• **Source data**:
____________

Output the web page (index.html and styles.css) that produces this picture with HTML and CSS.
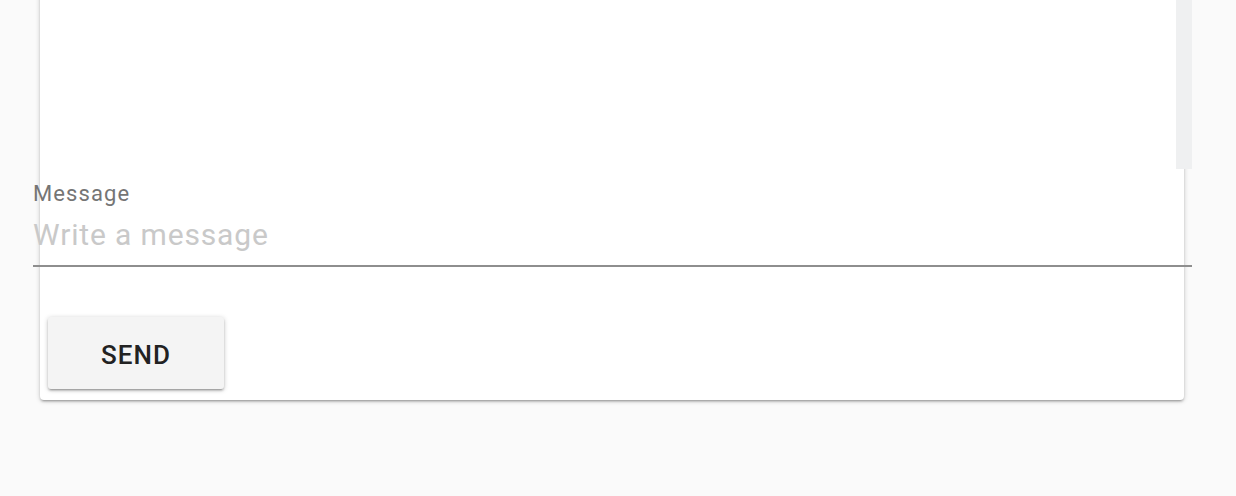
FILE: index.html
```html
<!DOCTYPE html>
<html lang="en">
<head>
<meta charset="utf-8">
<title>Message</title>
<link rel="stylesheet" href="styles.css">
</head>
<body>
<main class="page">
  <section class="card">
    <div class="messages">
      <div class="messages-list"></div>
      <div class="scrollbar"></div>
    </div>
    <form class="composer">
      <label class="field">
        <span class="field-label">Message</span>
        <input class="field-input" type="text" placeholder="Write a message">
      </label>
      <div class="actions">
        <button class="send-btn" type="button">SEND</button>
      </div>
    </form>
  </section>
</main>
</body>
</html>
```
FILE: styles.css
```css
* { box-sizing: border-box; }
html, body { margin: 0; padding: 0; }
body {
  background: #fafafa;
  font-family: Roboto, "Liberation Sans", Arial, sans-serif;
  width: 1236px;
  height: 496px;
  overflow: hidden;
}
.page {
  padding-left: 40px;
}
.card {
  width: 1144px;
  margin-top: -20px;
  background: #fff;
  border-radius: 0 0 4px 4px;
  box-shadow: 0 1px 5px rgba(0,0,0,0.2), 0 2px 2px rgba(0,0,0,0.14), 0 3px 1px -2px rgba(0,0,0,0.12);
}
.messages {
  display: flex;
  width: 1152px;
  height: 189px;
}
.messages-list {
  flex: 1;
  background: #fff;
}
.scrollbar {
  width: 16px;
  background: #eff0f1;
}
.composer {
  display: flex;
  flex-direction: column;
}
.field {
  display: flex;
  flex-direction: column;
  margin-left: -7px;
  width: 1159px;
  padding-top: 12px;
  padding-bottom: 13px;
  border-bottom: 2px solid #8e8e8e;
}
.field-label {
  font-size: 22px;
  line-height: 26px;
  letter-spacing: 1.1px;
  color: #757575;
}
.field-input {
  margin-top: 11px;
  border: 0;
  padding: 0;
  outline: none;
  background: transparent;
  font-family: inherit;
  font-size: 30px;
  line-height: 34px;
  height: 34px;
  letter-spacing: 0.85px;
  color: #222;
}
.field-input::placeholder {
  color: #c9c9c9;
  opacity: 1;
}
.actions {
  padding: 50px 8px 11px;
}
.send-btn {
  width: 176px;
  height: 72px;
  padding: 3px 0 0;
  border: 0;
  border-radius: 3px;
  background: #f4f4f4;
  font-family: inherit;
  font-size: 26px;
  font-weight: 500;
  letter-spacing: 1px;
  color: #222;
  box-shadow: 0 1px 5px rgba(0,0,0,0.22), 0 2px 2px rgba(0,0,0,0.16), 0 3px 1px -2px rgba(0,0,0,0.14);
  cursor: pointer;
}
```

____________

• **Exercise directions**:
Omit the pictures, then output the rest of the listing exactly.

• **Response to the task**:
Output the web page (index.html and styles.css) that produces this picture with HTML and CSS.
FILE: index.html
```html
<!DOCTYPE html>
<html lang="en">
<head>
<meta charset="utf-8">
<title>Message</title>
<link rel="stylesheet" href="styles.css">
</head>
<body>
<main class="page">
  <section class="card">
    <div class="messages">
      <div class="messages-list"></div>
      <div class="scrollbar"></div>
    </div>
    <form class="composer">
      <label class="field">
        <span class="field-label">Message</span>
        <input class="field-input" type="text" placeholder="Write a message">
      </label>
      <div class="actions">
        <button class="send-btn" type="button">SEND</button>
      </div>
    </form>
  </section>
</main>
</body>
</html>
```
FILE: styles.css
```css
* { box-sizing: border-box; }
html, body { margin: 0; padding: 0; }
body {
  background: #fafafa;
  font-family: Roboto, "Liberation Sans", Arial, sans-serif;
  width: 1236px;
  height: 496px;
  overflow: hidden;
}
.page {
  padding-left: 40px;
}
.card {
  width: 1144px;
  margin-top: -20px;
  background: #fff;
  border-radius: 0 0 4px 4px;
  box-shadow: 0 1px 5px rgba(0,0,0,0.2), 0 2px 2px rgba(0,0,0,0.14), 0 3px 1px -2px rgba(0,0,0,0.12);
}
.messages {
  display: flex;
  width: 1152px;
  height: 189px;
}
.messages-list {
  flex: 1;
  background: #fff;
}
.scrollbar {
  width: 16px;
  background: #eff0f1;
}
.composer {
  display: flex;
  flex-direction: column;
}
.field {
  display: flex;
  flex-direction: column;
  margin-left: -7px;
  width: 1159px;
  padding-top: 12px;
  padding-bottom: 13px;
  border-bottom: 2px solid #8e8e8e;
}
.field-label {
  font-size: 22px;
  line-height: 26px;
  letter-spacing: 1.1px;
  color: #757575;
}
.field-input {
  margin-top: 11px;
  border: 0;
  padding: 0;
  outline: none;
  background: transparent;
  font-family: inherit;
  font-size: 30px;
  line-height: 34px;
  height: 34px;
  letter-spacing: 0.85px;
  color: #222;
}
.field-input::placeholder {
  color: #c9c9c9;
  opacity: 1;
}
.actions {
  padding: 50px 8px 11px;
}
.send-btn {
  width: 176px;
  height: 72px;
  padding: 3px 0 0;
  border: 0;
  border-radius: 3px;
  background: #f4f4f4;
  font-family: inherit;
  font-size: 26px;
  font-weight: 500;
  letter-spacing: 1px;
  color: #222;
  box-shadow: 0 1px 5px rgba(0,0,0,0.22), 0 2px 2px rgba(0,0,0,0.16), 0 3px 1px -2px rgba(0,0,0,0.14);
  cursor: pointer;
}
```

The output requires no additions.